To define an NLP application or Use Case is not evident, because it is not always clearly understood what the technology can achieve.
A first approach that makes sense is to identify strategic and often overlapping objectives, that could include:
- Increase operational information processing efficiency
- Better satisfy customers or partners
- Gain competitive advantage by gathering crucial information faster
- Use information intelligence as a strategic advantage, typically by building your own enterprise knowledge graph
Then one should define the use case concisely. And this really is the key challenge you are facing, technology should only be the enabler to solving a specific business issue. Based on discussions with many stakeholders, here is a list of the most frequent NLP use cases, that most of the time are used simultaneously (hence the requirement of data pipelines):
- Automate data processes, in case you already have all the applications and tools
- Create categories from or within documents (ex. detect a topic of an incoming support email, or split a customer verbatim in different segments corresponding to the topic addressed)
- Detect entities within a text element which can be a location, people, product, a value, a particular paragraph in a contract or a sentiment. Such values can also be derived from the context (ex. lawyer fees may be derived by detecting an amount linked to a particular law article).
- Create context for a detected text element or category, for instance by linking the corresponding law article and relevant jurisdiction cases automatically.
- Enrich data by finding relations between text elements and external knowledge graphs. This can work both ways; as an information provider I may want to enrich Wikidata with short biographies of people in my database not present yet in Wikidata, or most importantly, the other way around: add missing people to my own database.
- Detect missing information in documents, for example to detect missing clauses when analyzing employee contracts in a due diligence process.
- Get notified when relevant new publicly and constantly updated information is available, for instance by detecting new & unknown entities in research papers.
- Obtain answers to questions that tend to come in two flavors:
- Highly complex questions using purpose-made queries in knowledge graphs.
- More basic questions exploiting deep learning technology directly without needing any database by using Q&A dataset such as SQUAD .
- Establish relations between detected entities and information contained in knowledge graphs. This is often referred to as the holy grail of big data, because these relations tend to be hidden.

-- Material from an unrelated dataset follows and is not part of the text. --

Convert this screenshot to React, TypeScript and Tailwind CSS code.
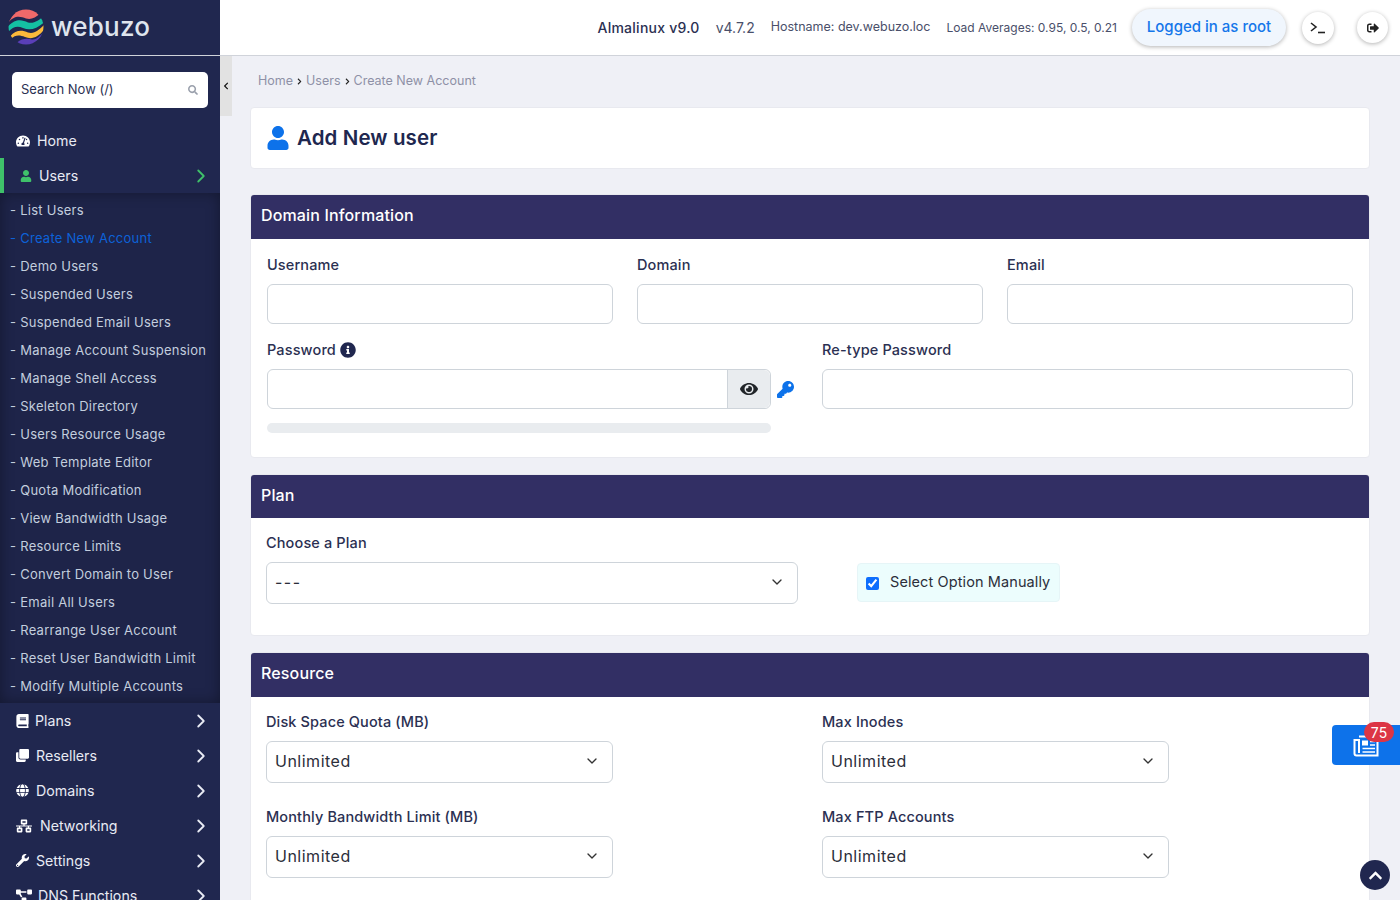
import type { ReactNode } from "react";
import {
  FaBook,
  FaChevronLeft,
  FaChevronRight,
  FaChevronUp,
  FaClone,
  FaEye,
  FaGlobe,
  FaInfoCircle,
  FaKey,
  FaNetworkWired,
  FaProjectDiagram,
  FaSearch,
  FaSignOutAlt,
  FaTachometerAlt,
  FaUser,
  FaWrench,
} from "react-icons/fa";
import { FiChevronDown, FiChevronRight } from "react-icons/fi";

const SUB_ITEMS = [
  "List Users",
  "Create New Account",
  "Demo Users",
  "Suspended Users",
  "Suspended Email Users",
  "Manage Account Suspension",
  "Manage Shell Access",
  "Skeleton Directory",
  "Users Resource Usage",
  "Web Template Editor",
  "Quota Modification",
  "View Bandwidth Usage",
  "Resource Limits",
  "Convert Domain to User",
  "Email All Users",
  "Rearrange User Account",
  "Reset User Bandwidth Limit",
  "Modify Multiple Accounts",
];

function Logo() {
  return (
    <svg width="36" height="36" viewBox="0 0 36 36" className="shrink-0">
      <defs>
        <clipPath id="globe">
          <circle cx="18" cy="18" r="17.5" />
        </clipPath>
      </defs>
      <g clipPath="url(#globe)">
        <path d="M0 14C6 6 12 7 18 9.5C23 11 27 9 33 4V-2H0Z" fill="#f0696a" />
        <path d="M0 17.5C8 9 14 11 20 13.5C26 15 31 11 36 7V13.5C28 20 22 22 15 19C9 16.5 5 18 0 23Z" fill="#14c1a3" />
        <path d="M2 27.5C8 20.5 14 21 20 23.5C26 25.5 31 21 36 16V21C30 28 24 31 17 28C11 25.5 7 26 3 30Z" fill="#fbb93b" />
        <path d="M9 33.5C14 29 20 29.5 24 30.5C28 31 32 27 36 23V36H9Z" fill="#5a3fb8" />
      </g>
    </svg>
  );
}

function NewsIcon() {
  return (
    <svg width="26" height="22" viewBox="0 0 26 22" fill="none" stroke="#fff" strokeWidth="2">
      <path d="M6 1.5H24.5V20.5H3.5Q1.5 20.5 1.5 18.5V5H6V18" />
      <path d="M9 5.5h6v5H9Z" fill="#fff" stroke="none" />
      <path d="M9.5 13.5H22M9.5 17H22M17 6.5H22M17 10H22" strokeWidth="1.6" />
    </svg>
  );
}

function NavItem({ icon, label, gap = "ml-[7px]" }: { icon: ReactNode; label: string; gap?: string }) {
  return (
    <div className="flex h-[35px] shrink-0 items-center pl-4 pr-2 text-[#e8ebf4]">
      <span className="flex w-[13px] justify-start text-white">{icon}</span>
      <span className={`${gap} text-[14.2px]`}>{label}</span>
      <FiChevronRight className="ml-auto text-[22px]" />
    </div>
  );
}

function Field({ label, children, className = "" }: { label: ReactNode; children: ReactNode; className?: string }) {
  return (
    <div className={className}>
      <div className="mb-[9px] flex h-[20px] items-center text-[14.5px] font-medium tracking-[0.13px] text-[#2b3052]">{label}</div>
      {children}
    </div>
  );
}

function TextBox() {
  return <div className="h-10 rounded-md border border-[#ced4da] bg-white" />;
}

function SelectBox({ value }: { value: string }) {
  return (
    <div className="flex h-[42px] items-center justify-between rounded-md border border-[#ced4da] bg-white pb-[2px] pl-2 pr-3 text-[16px] tracking-[0.5px] text-[#2b2e3a]">
      <span className={value === "---" ? "tracking-[1.5px]" : ""}>{value}</span>
      <FiChevronDown className="text-[16px] text-[#333]" />
    </div>
  );
}

function SectionHeader({ title, h }: { title: string; h: string }) {
  return (
    <div className={`flex ${h} items-center rounded-t-[3px] bg-[#322f64] pl-2.5 text-[16px] font-medium tracking-[0.15px] text-white`}>
      {title}
    </div>
  );
}

export default function App() {
  return (
    <div className="relative flex h-screen w-full overflow-hidden bg-[#eff0f6] font-['Inter',sans-serif]">
      {/* Sidebar */}
      <aside className="flex w-[220px] shrink-0 flex-col overflow-hidden bg-[#20274f]">
        <div className="flex h-[56px] shrink-0 items-center gap-[7px] border-b border-[#d0d3da] pb-[2px] pl-2">
          <Logo />
          <span className="text-[26px] font-medium leading-none tracking-[0.2px] text-[#dfe5ee]">webuzo</span>
        </div>
        <div className="shrink-0 px-3 pt-4 pb-[15px]">
          <div className="flex h-9 items-center justify-between rounded-[5px] bg-white pl-[9px] pr-[10px] text-[13px] text-[#2b3052]">
            <span>Search Now (/)</span>
            <FaSearch className="text-[10px] text-[#9aa0ac]" />
          </div>
        </div>
        <div className="flex h-[35px] shrink-0 items-center pl-4 text-[#e8ebf4]">
          <FaTachometerAlt className="text-[14px] text-white" />
          <span className="ml-[7px] text-[14.2px]">Home</span>
        </div>
        <div className="flex h-[35px] shrink-0 items-center border-l-4 border-[#3fc16a] pl-4 pr-2 text-[#e8ebf4]">
          <FaUser className="text-[12px] text-[#3fc16a]" />
          <span className="ml-[7px] text-[14.2px]">Users</span>
          <FiChevronRight className="ml-auto text-[22px] text-[#3fc16a]" />
        </div>
        <div className="shrink-0 bg-[#1e2449] pt-[4px] pb-[2px] shadow-[inset_0_0_14px_rgba(0,0,0,0.35)]">
          {SUB_ITEMS.map((item) => (
            <div
              key={item}
              className={`flex h-[28px] items-center pl-2.5 text-[13px] tracking-[0.25px] ${item === "Create New Account" ? "text-[#0d62d8]" : "text-[#c3cede]"}`}
            >
              <span className="mr-[4px]">-</span>
              {item}
            </div>
          ))}
        </div>
        <NavItem icon={<FaBook className="text-[14px]" />} label="Plans" gap="ml-[6px]" />
        <NavItem icon={<FaClone className="text-[13px]" />} label="Resellers" />
        <NavItem icon={<FaGlobe className="text-[13px]" />} label="Domains" />
        <NavItem icon={<FaNetworkWired className="shrink-0 text-[16px]" />} label="Networking" gap="ml-[11px]" />
        <NavItem icon={<FaWrench className="text-[13px]" />} label="Settings" />
        <NavItem icon={<FaProjectDiagram className="shrink-0 text-[16px]" />} label="DNS Functions" gap="ml-[9px]" />
      </aside>

      <div className="flex min-w-0 flex-1 flex-col">
        {/* Top bar */}
        <header className="flex h-[56px] shrink-0 items-center justify-end border-b border-[#d0d3da] bg-white pr-3">
          <span className="text-[14px] font-medium tracking-[0.25px] text-[#2b3052]">Almalinux v9.0</span>
          <span className="ml-4 text-[14px] text-[#4a4f6a]">v4.7.2</span>
          <span className="ml-4 text-[12.5px] text-[#4a4f6a]">Hostname: dev.webuzo.loc</span>
          <span className="ml-4 text-[12px] text-[#4a4f6a]">Load Averages: 0.95, 0.5, 0.21</span>
          <span className="ml-[15px] flex h-[37px] w-[154px] items-center justify-center rounded-full bg-[#f0f6fd] text-[15px] font-medium text-[#1577ea] shadow-[0_1px_4px_rgba(0,0,0,0.3)]">
            Logged in as root
          </span>
          <span className="ml-4 flex h-8 w-8 items-center justify-center rounded-full bg-white shadow-[0_1px_4px_rgba(0,0,0,0.3)]">
            <svg width="16" height="12" viewBox="0 0 16 12" fill="none" stroke="#222" strokeWidth="1.6">
              <path d="M1 1l5 4-5 4" />
              <path d="M8 10.5h7" />
            </svg>
          </span>
          <span className="ml-[23px] flex h-[31px] w-[31px] items-center justify-center rounded-full bg-white shadow-[0_1px_4px_rgba(0,0,0,0.3)]">
            <FaSignOutAlt className="text-[12px] text-[#222]" />
          </span>
        </header>

        <div className="flex min-h-0 flex-1">
          <div className="flex h-[60px] w-3 shrink-0 items-center justify-center bg-[#e2e2e2]">
            <FaChevronLeft className="text-[8px] text-[#111]" />
          </div>

          <main className="min-w-0 flex-1 pl-[18px] pr-[30px]">
            <div className="flex h-[51px] items-center pl-2 text-[12.5px] text-[#8e90a6]">
              Home
              <FaChevronRight className="mx-[3px] text-[7px] text-[#222]" />
              Users
              <FaChevronRight className="mx-[3px] text-[7px] text-[#222]" />
              Create New Account
            </div>

            <div className="flex h-[62px] items-center rounded-[4px] border border-[#e8e9ef] bg-white pl-[15px]">
              <FaUser className="text-[24px] text-[#0d72ea]" />
              <span className="ml-[7px] text-[20.5px] font-semibold tracking-[0.1px] text-[#20274f]">Add New user</span>
            </div>

            <section className="mt-[25px] h-[264px] rounded-[4px] border border-[#e8e9ef] bg-white">
              <SectionHeader title="Domain Information" h="h-[44px] pb-[4px]" />
              <div className="px-4 pt-4">
                <div className="grid grid-cols-3 gap-6">
                  <Field label="Username"><TextBox /></Field>
                  <Field label="Domain"><TextBox /></Field>
                  <Field label="Email"><TextBox /></Field>
                </div>
                <div className="mt-[16px] flex">
                  <div className="w-[504px]">
                    <Field
                      label={
                        <>
                          Password
                          <FaInfoCircle className="ml-1 text-[16px] text-[#20274f]" />
                        </>
                      }
                    >
                      <div className="flex h-10 rounded-md border border-[#ced4da] bg-white">
                        <div className="flex-1" />
                        <div className="flex w-[43px] items-center justify-center rounded-r-md border-l border-[#ced4da] bg-[#e9ecef]">
                          <FaEye className="text-[18px] text-[#212529]" />
                        </div>
                      </div>
                    </Field>
                    <div className="mt-[14px] h-2.5 rounded-full bg-[#e9ecef]" />
                  </div>
                  <div className="w-[51px] pt-[29px] pl-[6px]">
                    <div className="flex h-10 items-center">
                      <FaKey className="text-[17px] text-[#0d72ea]" />
                    </div>
                  </div>
                  <Field label="Re-type Password" className="flex-1"><TextBox /></Field>
                </div>
              </div>
            </section>

            <section className="mt-4 h-[162px] rounded-[4px] border border-[#e8e9ef] bg-white">
              <SectionHeader title="Plan" h="h-[43px] pb-[3px]" />
              <div className="flex items-start pl-[15px] pt-[15px]">
                <Field label="Choose a Plan" className="w-[532px]">
                  <SelectBox value="---" />
                </Field>
                <label className="mt-[30px] ml-[59px] flex h-[39px] w-[203px] items-center rounded-[4px] border border-[#e6f5f7] bg-[#ecfdfd] pl-2 text-[14.5px] tracking-[0.1px] text-[#2b2e3a]">
                  <input type="checkbox" defaultChecked className="mt-[1px] h-[13px] w-[13px] accent-[#0d6efd]" />
                  <span className="ml-[11px] pb-[2px]">Select Option Manually</span>
                </label>
              </div>
            </section>

            <section className="mt-4 rounded-t-[4px] border border-[#e8e9ef] bg-white pb-10">
              <SectionHeader title="Resource" h="h-[44px] pb-[4px]" />
              <div className="grid grid-cols-[347px_347px] gap-x-[209px] gap-y-6 pl-[15px] pt-[15px]">
                <Field label="Disk Space Quota (MB)"><SelectBox value="Unlimited" /></Field>
                <Field label="Max Inodes"><SelectBox value="Unlimited" /></Field>
                <Field label="Monthly Bandwidth Limit (MB)"><SelectBox value="Unlimited" /></Field>
                <Field label="Max FTP Accounts"><SelectBox value="Unlimited" /></Field>
              </div>
            </section>
          </main>
        </div>
      </div>

      {/* Floating buttons */}
      <div className="absolute left-[1332px] top-[725px] flex h-10 w-[68px] items-center justify-center rounded-l-[4px] bg-[#0d72ea] pt-[2px]">
        <NewsIcon />
        <span className="absolute left-[32px] top-[-3px] flex h-[20px] w-[30px] items-center justify-center rounded-full bg-[#dc3545] text-[14px] text-white">75</span>
      </div>
      <div className="absolute left-[1360px] top-[860px] flex h-[30px] w-[30px] items-center justify-center rounded-full bg-[#20274f]">
        <FaChevronUp className="text-[15px] text-white" />
      </div>
    </div>
  );
}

After selecting the use-case(s) the final exercise consists of attaching value to the obtained information. This can be many millions euros for discovering a unique start-up or a technology early, a 30% decrease in costs for a yearly financial audit or a yearly fee for an application that analyses yearly 50000 verbatims of a consumer brand. It is also important to know the frequency of usage, many use-cases are niche-based and only used by few people.
Build data and annotation pipelines
Behind the front-end of NLP-enhanced applications, pipelines of data processes are running that extract and transform data by using various tools and algorithms. The creation of these pipelines is carried out by a pluri-disciplinary team of data-scientists, business analysts and IT experts; and contains a number of steps:
- The creation of a reliable training data set from a sample text corpus. Generally speaking, obtaining value from text data is very time consuming since text elements need to be annotated by qualified human beings, typically business analysts that are often in short supply. It is not uncommon that 70% of an NLP project time is spent on annotation. Hence the challenge to automate and speed-up annotations. However, one should also bear in mind that there is always a point where investing an extra effort in making additional annotations becomes unprofitable.

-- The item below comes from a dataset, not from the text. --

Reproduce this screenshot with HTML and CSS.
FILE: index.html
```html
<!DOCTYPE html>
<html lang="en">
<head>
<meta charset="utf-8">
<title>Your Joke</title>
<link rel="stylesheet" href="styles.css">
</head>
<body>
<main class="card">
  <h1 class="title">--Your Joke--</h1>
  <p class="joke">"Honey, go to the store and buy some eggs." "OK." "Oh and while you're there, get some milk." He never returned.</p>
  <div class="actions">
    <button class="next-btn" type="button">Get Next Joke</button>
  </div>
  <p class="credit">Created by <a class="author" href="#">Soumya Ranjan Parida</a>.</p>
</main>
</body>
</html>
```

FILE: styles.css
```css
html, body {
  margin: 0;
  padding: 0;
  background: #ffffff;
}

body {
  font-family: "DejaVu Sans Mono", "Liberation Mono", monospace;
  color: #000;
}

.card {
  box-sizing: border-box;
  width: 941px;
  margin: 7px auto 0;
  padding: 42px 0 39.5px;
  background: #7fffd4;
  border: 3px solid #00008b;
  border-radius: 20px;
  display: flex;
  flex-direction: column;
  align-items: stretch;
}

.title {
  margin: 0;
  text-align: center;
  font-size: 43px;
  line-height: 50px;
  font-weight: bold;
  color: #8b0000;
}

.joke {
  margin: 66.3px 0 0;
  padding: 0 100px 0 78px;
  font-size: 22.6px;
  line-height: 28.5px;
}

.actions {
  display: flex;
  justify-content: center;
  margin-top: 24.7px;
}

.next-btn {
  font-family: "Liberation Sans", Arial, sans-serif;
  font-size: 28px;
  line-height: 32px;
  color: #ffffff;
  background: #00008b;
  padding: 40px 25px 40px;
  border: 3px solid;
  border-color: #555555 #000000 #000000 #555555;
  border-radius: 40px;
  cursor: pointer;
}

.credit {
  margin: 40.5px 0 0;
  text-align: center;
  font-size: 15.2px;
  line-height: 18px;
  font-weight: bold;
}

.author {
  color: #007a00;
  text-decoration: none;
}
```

- The more false positives and false negatives are addressed the more reliable the corresponding NLP model becomes. Different machine or deep learning frameworks exist to create such models. The good news is that the large majority of these frameworks are open source. Yet the less good news is that they are changing and improving all the time.

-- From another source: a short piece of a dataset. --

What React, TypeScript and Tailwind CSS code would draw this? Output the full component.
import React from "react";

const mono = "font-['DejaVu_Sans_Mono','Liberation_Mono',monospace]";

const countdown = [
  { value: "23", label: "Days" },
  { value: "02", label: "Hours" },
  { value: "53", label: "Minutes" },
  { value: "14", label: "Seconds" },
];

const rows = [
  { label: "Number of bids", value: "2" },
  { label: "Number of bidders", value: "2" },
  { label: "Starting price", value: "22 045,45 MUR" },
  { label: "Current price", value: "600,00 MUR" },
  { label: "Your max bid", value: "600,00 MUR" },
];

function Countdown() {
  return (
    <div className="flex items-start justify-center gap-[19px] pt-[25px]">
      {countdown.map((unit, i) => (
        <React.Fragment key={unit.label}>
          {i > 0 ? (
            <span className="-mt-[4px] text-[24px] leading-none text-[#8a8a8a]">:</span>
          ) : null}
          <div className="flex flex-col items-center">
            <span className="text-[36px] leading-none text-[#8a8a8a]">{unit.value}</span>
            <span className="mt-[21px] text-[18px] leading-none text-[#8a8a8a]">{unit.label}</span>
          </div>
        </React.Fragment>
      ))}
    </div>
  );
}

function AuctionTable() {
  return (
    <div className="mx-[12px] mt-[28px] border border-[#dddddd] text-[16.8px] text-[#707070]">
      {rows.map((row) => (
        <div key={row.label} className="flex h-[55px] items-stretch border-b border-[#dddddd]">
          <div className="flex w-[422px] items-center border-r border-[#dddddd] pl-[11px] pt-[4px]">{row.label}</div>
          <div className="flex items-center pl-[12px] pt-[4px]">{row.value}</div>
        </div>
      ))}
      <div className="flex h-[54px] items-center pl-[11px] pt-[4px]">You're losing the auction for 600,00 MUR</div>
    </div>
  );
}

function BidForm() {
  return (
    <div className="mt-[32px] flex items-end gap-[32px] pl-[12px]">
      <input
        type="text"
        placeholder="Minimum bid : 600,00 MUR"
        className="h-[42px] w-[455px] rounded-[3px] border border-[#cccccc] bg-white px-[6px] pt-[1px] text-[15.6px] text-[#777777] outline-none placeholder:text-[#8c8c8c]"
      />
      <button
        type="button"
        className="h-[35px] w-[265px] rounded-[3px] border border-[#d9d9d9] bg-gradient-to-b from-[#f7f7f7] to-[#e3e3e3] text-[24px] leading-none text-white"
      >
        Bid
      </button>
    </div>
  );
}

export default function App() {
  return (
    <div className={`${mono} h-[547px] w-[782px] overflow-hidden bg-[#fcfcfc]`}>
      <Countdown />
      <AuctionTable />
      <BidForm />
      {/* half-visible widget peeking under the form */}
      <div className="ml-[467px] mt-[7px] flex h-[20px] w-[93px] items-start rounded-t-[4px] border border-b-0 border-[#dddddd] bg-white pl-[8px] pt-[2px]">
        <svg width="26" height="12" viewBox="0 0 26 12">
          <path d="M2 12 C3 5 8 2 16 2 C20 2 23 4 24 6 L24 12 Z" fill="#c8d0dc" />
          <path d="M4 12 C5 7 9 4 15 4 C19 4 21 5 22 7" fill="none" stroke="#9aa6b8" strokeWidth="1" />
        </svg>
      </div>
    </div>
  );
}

- The extracted information may then be combined with other data sources such as enterprise or public knowledge graphs, internal or public databases. Every alignment requires a data process on its own; some are basic queries, others are much more complex. The case of knowledge graphs (a well-known example being Wikidata the knowledge graph that underpins Wikipedia) is a case in point. Linking information extracted from a text corpus with a knowledge graph whereby relations between entities prevail, is a particular powerful potential source of value.
- Then the different models & tasks including pre-processing, classification, entity recognition, relation detection, reconciliation and post-processing need to be combined into a data pipeline that will power the augmented application.
The main expected challenges to address would be to reduce setup time and cost of annotation pipelines, provide accurate results through state-of-art algorithms, automate processes while at the same allowing business domain experts to be fully autonomous with a fun-to-use and easy-to-manipulate user interface.
In short, the main expected features would be the following:
- Upload a so-called “corpus” of text documents in which you can easily search and navigate with different levels of granularity (a paragraph in a contract for instance) and different filter options.
- Create labels manually.
- Use labels to create annotations which is as easy as highlighting text using a Stabilo pencil. This can be done manually of course, but thanks to business lexicons and knowledge graphs annotations can also be created automatically.
- To validate or reject an annotation is the next crucial step to improve dataset coverage and quality. A suggestion engine based on active learning saves a tremendous amount of annotation time by suggesting pre-labelled text elements. Feedback from the field demonstrates the capacity to increase efficiency to between 200 and 300 annotations per hour. By automating tedious tasks the overall quality tends to improve by concentrating efforts on the most important segments to annotate, which also implies the need to present annotations smartly and not just by simple sequence of appearance.
- Experiment models using different state-of-art NLP algorithms. Compare these models and continue improving a particular label that has a lower performance until you reach the best possible overall performance. Such an iterative process is very common in NLP projects.
- Test models with a text not yet annotated to check the performance. A model can also be a detection of relations in a knowledge graph, linking a person’s name with the corresponding Wikipedia page for instance.
- Build pipelines using the different processes in order to create an automated, end-to-end extraction process.
Run applications and data pipelines
Once the application and the pipelines are built they are exported as Docker files to an IT production environment. Also regular maintenance is required on the quality of the models.
Here we expect the following features:
- Export the model associated with the training dataset
- Expose APIs for smooth integration with IT tools
- Maintain the model quality over time or improve the performance of the models by enabling learning on larger datasets.
Conclusion
The market for NLP is expected to grow by 32% year-on-year to reach 260 billion in 2026. Easy-to-use and integrated solutions that are accessible to non-technical users are of key importance to achieve wide-spread adoption of NLP technologies. It comes down in the end to the capacity to create augmented applications quickly and in a cost-effective way to address the many valuable, and often niche applications that are waiting out there to hit the market.